— Begin Provided information —

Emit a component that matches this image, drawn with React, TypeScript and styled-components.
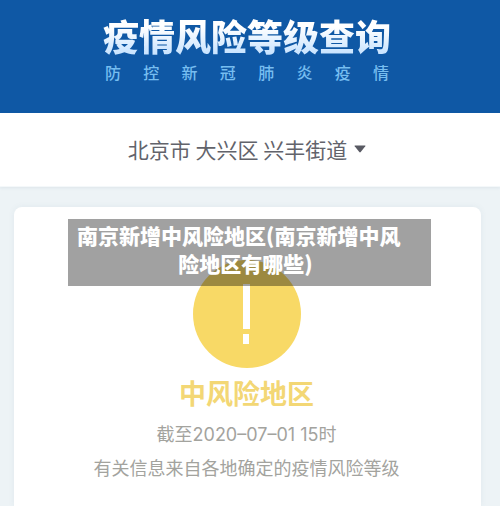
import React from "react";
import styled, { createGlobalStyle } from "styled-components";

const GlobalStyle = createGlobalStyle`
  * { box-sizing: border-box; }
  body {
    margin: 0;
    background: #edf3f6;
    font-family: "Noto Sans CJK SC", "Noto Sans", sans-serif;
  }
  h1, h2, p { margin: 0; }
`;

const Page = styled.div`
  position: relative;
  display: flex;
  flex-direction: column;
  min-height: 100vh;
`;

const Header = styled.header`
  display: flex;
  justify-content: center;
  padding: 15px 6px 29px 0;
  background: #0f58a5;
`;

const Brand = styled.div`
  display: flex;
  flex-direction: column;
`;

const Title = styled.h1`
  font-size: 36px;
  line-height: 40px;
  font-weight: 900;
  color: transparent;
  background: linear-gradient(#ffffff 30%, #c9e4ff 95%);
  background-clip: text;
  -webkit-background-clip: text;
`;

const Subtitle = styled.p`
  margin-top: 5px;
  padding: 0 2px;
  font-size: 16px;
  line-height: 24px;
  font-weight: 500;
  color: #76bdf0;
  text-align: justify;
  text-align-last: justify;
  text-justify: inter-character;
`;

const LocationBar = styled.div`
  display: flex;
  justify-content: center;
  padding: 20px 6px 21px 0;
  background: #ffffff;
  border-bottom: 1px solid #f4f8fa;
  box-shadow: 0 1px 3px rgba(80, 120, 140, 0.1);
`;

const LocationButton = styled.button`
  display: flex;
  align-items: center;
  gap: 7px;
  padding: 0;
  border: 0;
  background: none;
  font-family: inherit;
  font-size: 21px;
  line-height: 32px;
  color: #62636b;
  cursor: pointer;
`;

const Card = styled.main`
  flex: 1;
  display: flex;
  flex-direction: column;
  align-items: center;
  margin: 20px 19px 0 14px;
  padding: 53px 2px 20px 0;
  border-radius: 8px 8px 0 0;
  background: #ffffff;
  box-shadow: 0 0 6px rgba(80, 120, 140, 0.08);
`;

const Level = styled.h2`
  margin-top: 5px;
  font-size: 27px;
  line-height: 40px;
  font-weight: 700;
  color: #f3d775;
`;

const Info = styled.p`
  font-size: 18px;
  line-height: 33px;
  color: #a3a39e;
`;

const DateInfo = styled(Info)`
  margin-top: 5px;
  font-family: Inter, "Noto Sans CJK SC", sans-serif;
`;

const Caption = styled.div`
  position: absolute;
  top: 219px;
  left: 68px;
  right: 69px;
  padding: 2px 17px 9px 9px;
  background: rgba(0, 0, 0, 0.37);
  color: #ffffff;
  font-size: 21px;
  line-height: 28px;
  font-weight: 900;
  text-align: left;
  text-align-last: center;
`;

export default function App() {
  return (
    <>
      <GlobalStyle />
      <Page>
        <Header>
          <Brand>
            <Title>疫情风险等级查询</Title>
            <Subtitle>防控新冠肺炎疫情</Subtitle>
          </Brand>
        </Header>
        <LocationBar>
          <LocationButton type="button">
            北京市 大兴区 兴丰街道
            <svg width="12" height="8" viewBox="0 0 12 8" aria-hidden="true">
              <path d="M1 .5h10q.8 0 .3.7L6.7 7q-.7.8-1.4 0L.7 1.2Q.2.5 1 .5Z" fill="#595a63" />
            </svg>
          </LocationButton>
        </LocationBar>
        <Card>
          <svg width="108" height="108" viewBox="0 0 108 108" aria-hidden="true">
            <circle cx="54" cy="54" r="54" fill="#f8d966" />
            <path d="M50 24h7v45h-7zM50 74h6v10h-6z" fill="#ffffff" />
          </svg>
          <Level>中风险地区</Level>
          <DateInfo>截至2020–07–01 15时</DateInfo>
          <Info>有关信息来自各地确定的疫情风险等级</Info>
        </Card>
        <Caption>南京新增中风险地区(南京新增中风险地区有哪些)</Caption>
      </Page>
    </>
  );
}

— End Provided information —
— Begin Provided information —

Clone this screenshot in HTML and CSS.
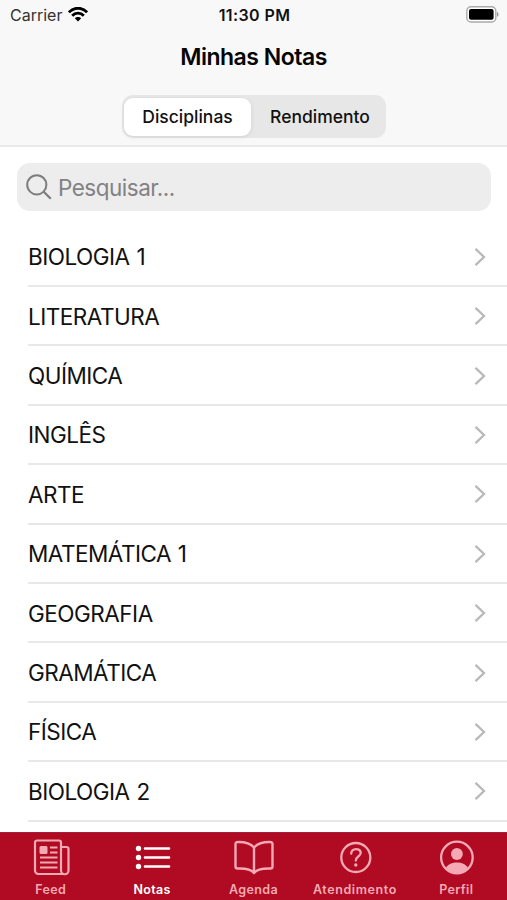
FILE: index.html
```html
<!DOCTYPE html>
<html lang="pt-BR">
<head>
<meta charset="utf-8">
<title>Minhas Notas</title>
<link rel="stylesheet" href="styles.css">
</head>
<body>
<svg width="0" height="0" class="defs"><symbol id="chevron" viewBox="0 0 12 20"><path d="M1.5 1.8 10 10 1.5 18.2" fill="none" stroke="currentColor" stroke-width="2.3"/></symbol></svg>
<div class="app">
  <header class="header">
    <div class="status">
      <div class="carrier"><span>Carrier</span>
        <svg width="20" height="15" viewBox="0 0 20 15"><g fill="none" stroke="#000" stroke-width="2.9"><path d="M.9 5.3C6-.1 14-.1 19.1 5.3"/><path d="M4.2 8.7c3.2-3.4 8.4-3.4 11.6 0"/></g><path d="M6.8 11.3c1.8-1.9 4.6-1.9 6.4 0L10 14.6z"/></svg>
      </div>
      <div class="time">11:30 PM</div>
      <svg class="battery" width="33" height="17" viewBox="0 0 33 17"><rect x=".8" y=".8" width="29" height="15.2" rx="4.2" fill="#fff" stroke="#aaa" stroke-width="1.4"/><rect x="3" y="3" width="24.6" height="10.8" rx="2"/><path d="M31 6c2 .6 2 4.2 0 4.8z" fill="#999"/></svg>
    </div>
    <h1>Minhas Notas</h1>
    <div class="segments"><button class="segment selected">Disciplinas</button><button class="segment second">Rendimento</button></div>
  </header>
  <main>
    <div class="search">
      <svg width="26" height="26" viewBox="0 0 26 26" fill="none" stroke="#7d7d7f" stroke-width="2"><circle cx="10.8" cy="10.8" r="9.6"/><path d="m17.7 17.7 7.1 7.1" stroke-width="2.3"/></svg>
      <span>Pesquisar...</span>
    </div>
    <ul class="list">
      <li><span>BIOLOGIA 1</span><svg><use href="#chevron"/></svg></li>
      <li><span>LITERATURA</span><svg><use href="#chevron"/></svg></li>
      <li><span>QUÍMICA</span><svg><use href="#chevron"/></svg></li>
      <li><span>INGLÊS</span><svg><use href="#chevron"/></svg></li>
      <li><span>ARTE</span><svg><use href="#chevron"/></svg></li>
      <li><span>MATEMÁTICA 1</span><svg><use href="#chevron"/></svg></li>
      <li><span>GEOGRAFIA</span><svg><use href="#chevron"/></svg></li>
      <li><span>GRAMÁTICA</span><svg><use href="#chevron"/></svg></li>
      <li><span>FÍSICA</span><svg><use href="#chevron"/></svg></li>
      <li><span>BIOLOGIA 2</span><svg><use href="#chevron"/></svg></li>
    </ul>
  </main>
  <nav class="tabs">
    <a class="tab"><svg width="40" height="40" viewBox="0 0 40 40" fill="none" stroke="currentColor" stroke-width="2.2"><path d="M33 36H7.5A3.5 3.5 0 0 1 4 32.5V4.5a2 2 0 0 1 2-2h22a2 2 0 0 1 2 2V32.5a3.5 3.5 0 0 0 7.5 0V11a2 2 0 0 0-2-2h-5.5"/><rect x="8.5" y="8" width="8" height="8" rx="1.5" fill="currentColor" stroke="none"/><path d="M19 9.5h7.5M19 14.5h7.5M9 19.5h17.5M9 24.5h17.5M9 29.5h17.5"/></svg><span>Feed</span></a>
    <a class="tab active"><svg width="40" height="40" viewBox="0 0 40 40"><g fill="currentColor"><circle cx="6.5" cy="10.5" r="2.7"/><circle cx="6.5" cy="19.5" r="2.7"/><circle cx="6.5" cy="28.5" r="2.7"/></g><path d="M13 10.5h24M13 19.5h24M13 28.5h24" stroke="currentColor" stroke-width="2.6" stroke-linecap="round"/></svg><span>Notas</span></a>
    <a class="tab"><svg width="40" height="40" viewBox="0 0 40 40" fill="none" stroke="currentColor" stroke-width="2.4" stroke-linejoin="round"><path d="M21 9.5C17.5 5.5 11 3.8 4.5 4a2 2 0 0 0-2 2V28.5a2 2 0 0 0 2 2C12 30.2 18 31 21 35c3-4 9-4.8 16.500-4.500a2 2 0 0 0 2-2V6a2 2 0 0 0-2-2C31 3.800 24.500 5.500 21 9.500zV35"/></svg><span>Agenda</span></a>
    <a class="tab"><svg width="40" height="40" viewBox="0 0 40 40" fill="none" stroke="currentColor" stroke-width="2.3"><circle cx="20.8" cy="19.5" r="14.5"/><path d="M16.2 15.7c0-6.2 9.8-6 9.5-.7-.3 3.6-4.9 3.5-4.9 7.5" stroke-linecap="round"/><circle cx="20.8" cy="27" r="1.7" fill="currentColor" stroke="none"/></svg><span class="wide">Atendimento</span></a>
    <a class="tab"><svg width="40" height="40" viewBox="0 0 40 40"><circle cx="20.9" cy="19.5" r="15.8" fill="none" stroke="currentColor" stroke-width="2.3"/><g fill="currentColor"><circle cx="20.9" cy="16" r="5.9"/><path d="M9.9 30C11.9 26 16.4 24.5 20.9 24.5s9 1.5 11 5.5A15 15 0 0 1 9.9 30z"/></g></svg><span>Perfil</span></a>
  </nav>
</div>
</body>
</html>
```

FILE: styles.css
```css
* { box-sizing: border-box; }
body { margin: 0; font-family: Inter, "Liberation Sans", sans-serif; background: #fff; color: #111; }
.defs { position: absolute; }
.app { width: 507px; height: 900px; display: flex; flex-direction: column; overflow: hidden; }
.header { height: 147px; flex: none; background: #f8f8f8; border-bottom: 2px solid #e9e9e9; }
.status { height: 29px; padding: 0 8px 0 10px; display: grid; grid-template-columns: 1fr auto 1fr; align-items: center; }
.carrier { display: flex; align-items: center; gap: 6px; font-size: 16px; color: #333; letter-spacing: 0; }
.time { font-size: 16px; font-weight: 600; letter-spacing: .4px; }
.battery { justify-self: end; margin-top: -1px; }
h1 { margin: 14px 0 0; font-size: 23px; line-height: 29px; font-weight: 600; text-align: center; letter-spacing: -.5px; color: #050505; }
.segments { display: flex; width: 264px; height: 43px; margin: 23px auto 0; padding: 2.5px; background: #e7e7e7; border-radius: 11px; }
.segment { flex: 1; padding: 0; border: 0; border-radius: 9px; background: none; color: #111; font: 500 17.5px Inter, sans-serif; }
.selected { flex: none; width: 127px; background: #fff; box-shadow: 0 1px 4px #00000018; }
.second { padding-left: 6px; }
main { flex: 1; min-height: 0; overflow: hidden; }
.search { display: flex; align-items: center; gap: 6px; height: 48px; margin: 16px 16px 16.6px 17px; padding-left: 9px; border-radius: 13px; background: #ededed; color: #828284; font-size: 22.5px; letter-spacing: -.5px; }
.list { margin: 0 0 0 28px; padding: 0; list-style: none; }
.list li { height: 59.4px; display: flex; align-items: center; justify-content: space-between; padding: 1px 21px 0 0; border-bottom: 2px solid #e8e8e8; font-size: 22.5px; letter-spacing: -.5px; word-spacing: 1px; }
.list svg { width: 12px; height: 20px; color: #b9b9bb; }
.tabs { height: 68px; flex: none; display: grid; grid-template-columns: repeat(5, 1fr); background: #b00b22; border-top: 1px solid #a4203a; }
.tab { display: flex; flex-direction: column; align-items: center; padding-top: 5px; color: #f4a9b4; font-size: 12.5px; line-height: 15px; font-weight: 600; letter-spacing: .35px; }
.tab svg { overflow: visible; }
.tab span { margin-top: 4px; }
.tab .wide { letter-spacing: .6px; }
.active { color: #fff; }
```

— End Provided information —

**Stated exercise:**
Count every line in the data that contains the word "this", then give that count and nothing else.

**Right answer:**
2